* **The request**:
In the copy, include every entry exactly but none of the images.

>> begin

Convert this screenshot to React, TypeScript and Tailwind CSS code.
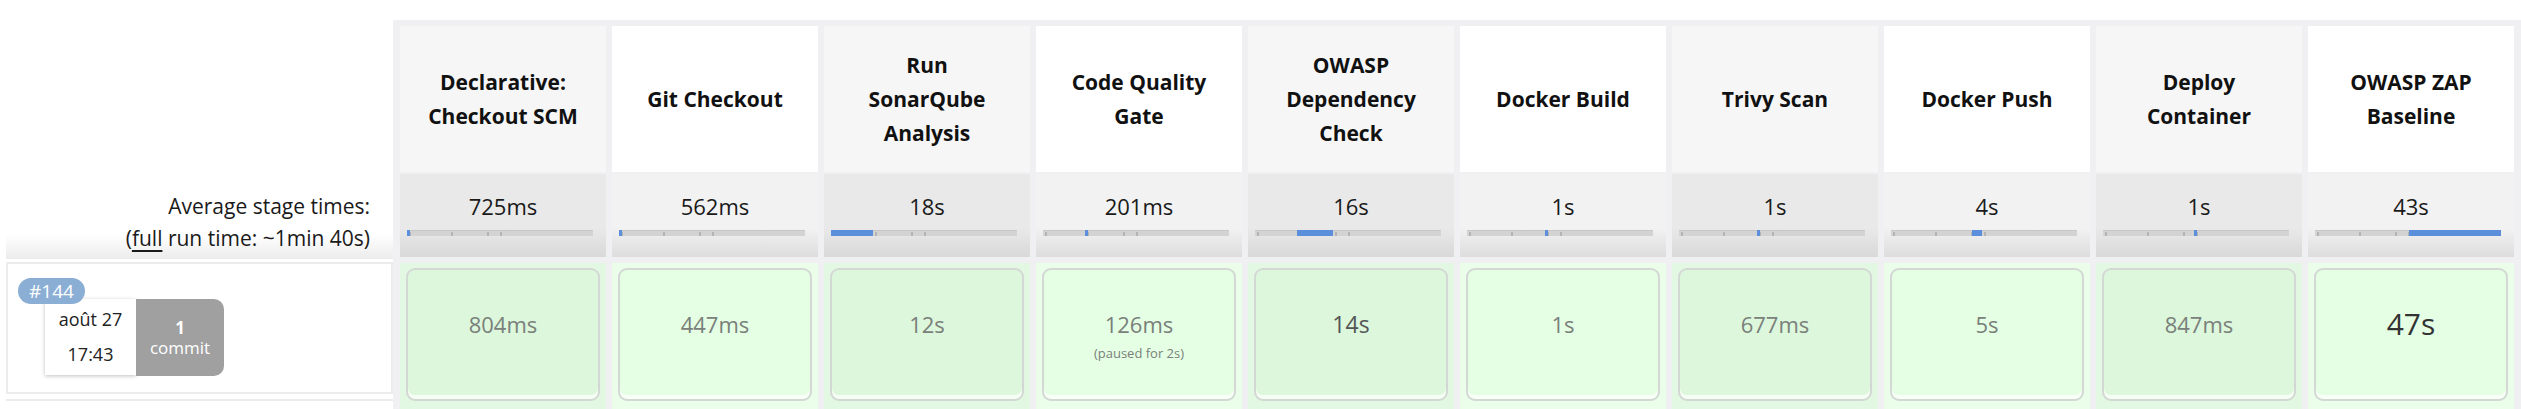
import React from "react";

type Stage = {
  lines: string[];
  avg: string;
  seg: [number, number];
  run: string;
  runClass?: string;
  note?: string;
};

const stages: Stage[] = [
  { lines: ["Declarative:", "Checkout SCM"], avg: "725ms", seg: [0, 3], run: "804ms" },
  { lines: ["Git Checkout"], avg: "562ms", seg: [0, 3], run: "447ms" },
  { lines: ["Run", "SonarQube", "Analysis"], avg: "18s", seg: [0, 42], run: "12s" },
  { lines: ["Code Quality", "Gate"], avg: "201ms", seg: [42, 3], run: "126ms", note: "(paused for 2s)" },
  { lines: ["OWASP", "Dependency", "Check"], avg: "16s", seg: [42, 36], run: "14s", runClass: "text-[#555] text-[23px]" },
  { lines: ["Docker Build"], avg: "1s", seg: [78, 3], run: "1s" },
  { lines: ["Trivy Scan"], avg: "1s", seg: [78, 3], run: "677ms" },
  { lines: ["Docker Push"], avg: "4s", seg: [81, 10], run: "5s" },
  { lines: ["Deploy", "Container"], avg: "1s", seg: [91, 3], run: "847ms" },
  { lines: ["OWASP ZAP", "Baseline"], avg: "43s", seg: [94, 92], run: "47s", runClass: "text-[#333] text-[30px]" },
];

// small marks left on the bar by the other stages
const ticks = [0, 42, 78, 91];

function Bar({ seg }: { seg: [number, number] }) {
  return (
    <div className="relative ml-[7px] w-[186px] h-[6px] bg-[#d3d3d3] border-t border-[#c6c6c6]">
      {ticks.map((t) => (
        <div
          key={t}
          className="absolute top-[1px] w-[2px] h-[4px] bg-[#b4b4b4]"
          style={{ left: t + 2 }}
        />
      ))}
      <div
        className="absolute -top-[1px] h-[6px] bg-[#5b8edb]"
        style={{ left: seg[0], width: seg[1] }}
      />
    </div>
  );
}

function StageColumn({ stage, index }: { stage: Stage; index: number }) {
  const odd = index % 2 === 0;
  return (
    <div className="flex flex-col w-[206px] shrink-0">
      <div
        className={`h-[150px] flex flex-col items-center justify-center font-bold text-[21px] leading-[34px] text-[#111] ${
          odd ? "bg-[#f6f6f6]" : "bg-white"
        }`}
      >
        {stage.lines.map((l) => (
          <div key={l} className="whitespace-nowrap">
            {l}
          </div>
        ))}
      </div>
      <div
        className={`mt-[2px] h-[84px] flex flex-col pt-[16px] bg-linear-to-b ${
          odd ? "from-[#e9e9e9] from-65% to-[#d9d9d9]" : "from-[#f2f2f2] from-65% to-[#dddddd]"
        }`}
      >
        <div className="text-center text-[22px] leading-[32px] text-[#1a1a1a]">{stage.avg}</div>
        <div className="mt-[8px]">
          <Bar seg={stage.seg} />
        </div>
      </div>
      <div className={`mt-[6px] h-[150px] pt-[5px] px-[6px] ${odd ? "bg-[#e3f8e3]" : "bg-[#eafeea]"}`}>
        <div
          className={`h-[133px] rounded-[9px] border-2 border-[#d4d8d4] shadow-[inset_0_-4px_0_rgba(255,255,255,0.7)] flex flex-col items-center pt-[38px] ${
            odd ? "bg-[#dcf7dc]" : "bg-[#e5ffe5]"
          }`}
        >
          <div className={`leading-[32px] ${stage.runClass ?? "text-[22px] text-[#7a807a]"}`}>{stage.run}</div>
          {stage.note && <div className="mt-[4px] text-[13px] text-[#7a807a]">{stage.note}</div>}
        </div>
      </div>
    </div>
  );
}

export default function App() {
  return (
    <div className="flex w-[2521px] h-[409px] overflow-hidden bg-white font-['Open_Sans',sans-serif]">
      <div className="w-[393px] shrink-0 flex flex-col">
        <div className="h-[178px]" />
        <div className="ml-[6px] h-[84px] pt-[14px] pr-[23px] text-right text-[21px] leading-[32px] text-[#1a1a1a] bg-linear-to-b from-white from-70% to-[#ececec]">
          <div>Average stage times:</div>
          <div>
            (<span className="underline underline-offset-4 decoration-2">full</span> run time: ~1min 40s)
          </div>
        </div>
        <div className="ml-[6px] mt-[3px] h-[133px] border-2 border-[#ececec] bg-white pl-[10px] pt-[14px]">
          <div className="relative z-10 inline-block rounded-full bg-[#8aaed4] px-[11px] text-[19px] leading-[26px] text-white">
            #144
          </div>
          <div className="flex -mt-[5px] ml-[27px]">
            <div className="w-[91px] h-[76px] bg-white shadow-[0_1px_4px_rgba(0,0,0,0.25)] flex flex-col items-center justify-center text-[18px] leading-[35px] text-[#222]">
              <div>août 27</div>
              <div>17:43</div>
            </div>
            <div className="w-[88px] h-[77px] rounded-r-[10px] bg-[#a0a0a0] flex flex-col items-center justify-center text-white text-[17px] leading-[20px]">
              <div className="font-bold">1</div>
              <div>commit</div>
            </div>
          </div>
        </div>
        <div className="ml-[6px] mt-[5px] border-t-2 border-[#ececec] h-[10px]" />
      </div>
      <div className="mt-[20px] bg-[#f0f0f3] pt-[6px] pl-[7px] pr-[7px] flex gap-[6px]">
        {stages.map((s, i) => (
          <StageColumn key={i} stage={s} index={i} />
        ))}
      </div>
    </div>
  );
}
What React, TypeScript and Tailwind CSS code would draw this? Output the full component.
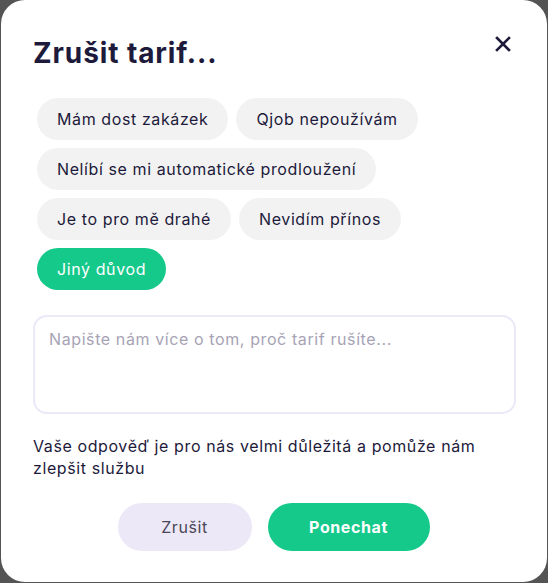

>> end

* **Result**:
Convert this screenshot to React, TypeScript and Tailwind CSS code.
import React from "react";

type Stage = {
  lines: string[];
  avg: string;
  seg: [number, number];
  run: string;
  runClass?: string;
  note?: string;
};

const stages: Stage[] = [
  { lines: ["Declarative:", "Checkout SCM"], avg: "725ms", seg: [0, 3], run: "804ms" },
  { lines: ["Git Checkout"], avg: "562ms", seg: [0, 3], run: "447ms" },
  { lines: ["Run", "SonarQube", "Analysis"], avg: "18s", seg: [0, 42], run: "12s" },
  { lines: ["Code Quality", "Gate"], avg: "201ms", seg: [42, 3], run: "126ms", note: "(paused for 2s)" },
  { lines: ["OWASP", "Dependency", "Check"], avg: "16s", seg: [42, 36], run: "14s", runClass: "text-[#555] text-[23px]" },
  { lines: ["Docker Build"], avg: "1s", seg: [78, 3], run: "1s" },
  { lines: ["Trivy Scan"], avg: "1s", seg: [78, 3], run: "677ms" },
  { lines: ["Docker Push"], avg: "4s", seg: [81, 10], run: "5s" },
  { lines: ["Deploy", "Container"], avg: "1s", seg: [91, 3], run: "847ms" },
  { lines: ["OWASP ZAP", "Baseline"], avg: "43s", seg: [94, 92], run: "47s", runClass: "text-[#333] text-[30px]" },
];

// small marks left on the bar by the other stages
const ticks = [0, 42, 78, 91];

function Bar({ seg }: { seg: [number, number] }) {
  return (
    <div className="relative ml-[7px] w-[186px] h-[6px] bg-[#d3d3d3] border-t border-[#c6c6c6]">
      {ticks.map((t) => (
        <div
          key={t}
          className="absolute top-[1px] w-[2px] h-[4px] bg-[#b4b4b4]"
          style={{ left: t + 2 }}
        />
      ))}
      <div
        className="absolute -top-[1px] h-[6px] bg-[#5b8edb]"
        style={{ left: seg[0], width: seg[1] }}
      />
    </div>
  );
}

function StageColumn({ stage, index }: { stage: Stage; index: number }) {
  const odd = index % 2 === 0;
  return (
    <div className="flex flex-col w-[206px] shrink-0">
      <div
        className={`h-[150px] flex flex-col items-center justify-center font-bold text-[21px] leading-[34px] text-[#111] ${
          odd ? "bg-[#f6f6f6]" : "bg-white"
        }`}
      >
        {stage.lines.map((l) => (
          <div key={l} className="whitespace-nowrap">
            {l}
          </div>
        ))}
      </div>
      <div
        className={`mt-[2px] h-[84px] flex flex-col pt-[16px] bg-linear-to-b ${
          odd ? "from-[#e9e9e9] from-65% to-[#d9d9d9]" : "from-[#f2f2f2] from-65% to-[#dddddd]"
        }`}
      >
        <div className="text-center text-[22px] leading-[32px] text-[#1a1a1a]">{stage.avg}</div>
        <div className="mt-[8px]">
          <Bar seg={stage.seg} />
        </div>
      </div>
      <div className={`mt-[6px] h-[150px] pt-[5px] px-[6px] ${odd ? "bg-[#e3f8e3]" : "bg-[#eafeea]"}`}>
        <div
          className={`h-[133px] rounded-[9px] border-2 border-[#d4d8d4] shadow-[inset_0_-4px_0_rgba(255,255,255,0.7)] flex flex-col items-center pt-[38px] ${
            odd ? "bg-[#dcf7dc]" : "bg-[#e5ffe5]"
          }`}
        >
          <div className={`leading-[32px] ${stage.runClass ?? "text-[22px] text-[#7a807a]"}`}>{stage.run}</div>
          {stage.note && <div className="mt-[4px] text-[13px] text-[#7a807a]">{stage.note}</div>}
        </div>
      </div>
    </div>
  );
}

export default function App() {
  return (
    <div className="flex w-[2521px] h-[409px] overflow-hidden bg-white font-['Open_Sans',sans-serif]">
      <div className="w-[393px] shrink-0 flex flex-col">
        <div className="h-[178px]" />
        <div className="ml-[6px] h-[84px] pt-[14px] pr-[23px] text-right text-[21px] leading-[32px] text-[#1a1a1a] bg-linear-to-b from-white from-70% to-[#ececec]">
          <div>Average stage times:</div>
          <div>
            (<span className="underline underline-offset-4 decoration-2">full</span> run time: ~1min 40s)
          </div>
        </div>
        <div className="ml-[6px] mt-[3px] h-[133px] border-2 border-[#ececec] bg-white pl-[10px] pt-[14px]">
          <div className="relative z-10 inline-block rounded-full bg-[#8aaed4] px-[11px] text-[19px] leading-[26px] text-white">
            #144
          </div>
          <div className="flex -mt-[5px] ml-[27px]">
            <div className="w-[91px] h-[76px] bg-white shadow-[0_1px_4px_rgba(0,0,0,0.25)] flex flex-col items-center justify-center text-[18px] leading-[35px] text-[#222]">
              <div>août 27</div>
              <div>17:43</div>
            </div>
            <div className="w-[88px] h-[77px] rounded-r-[10px] bg-[#a0a0a0] flex flex-col items-center justify-center text-white text-[17px] leading-[20px]">
              <div className="font-bold">1</div>
              <div>commit</div>
            </div>
          </div>
        </div>
        <div className="ml-[6px] mt-[5px] border-t-2 border-[#ececec] h-[10px]" />
      </div>
      <div className="mt-[20px] bg-[#f0f0f3] pt-[6px] pl-[7px] pr-[7px] flex gap-[6px]">
        {stages.map((s, i) => (
          <StageColumn key={i} stage={s} index={i} />
        ))}
      </div>
    </div>
  );
}
What React, TypeScript and Tailwind CSS code would draw this? Output the full component.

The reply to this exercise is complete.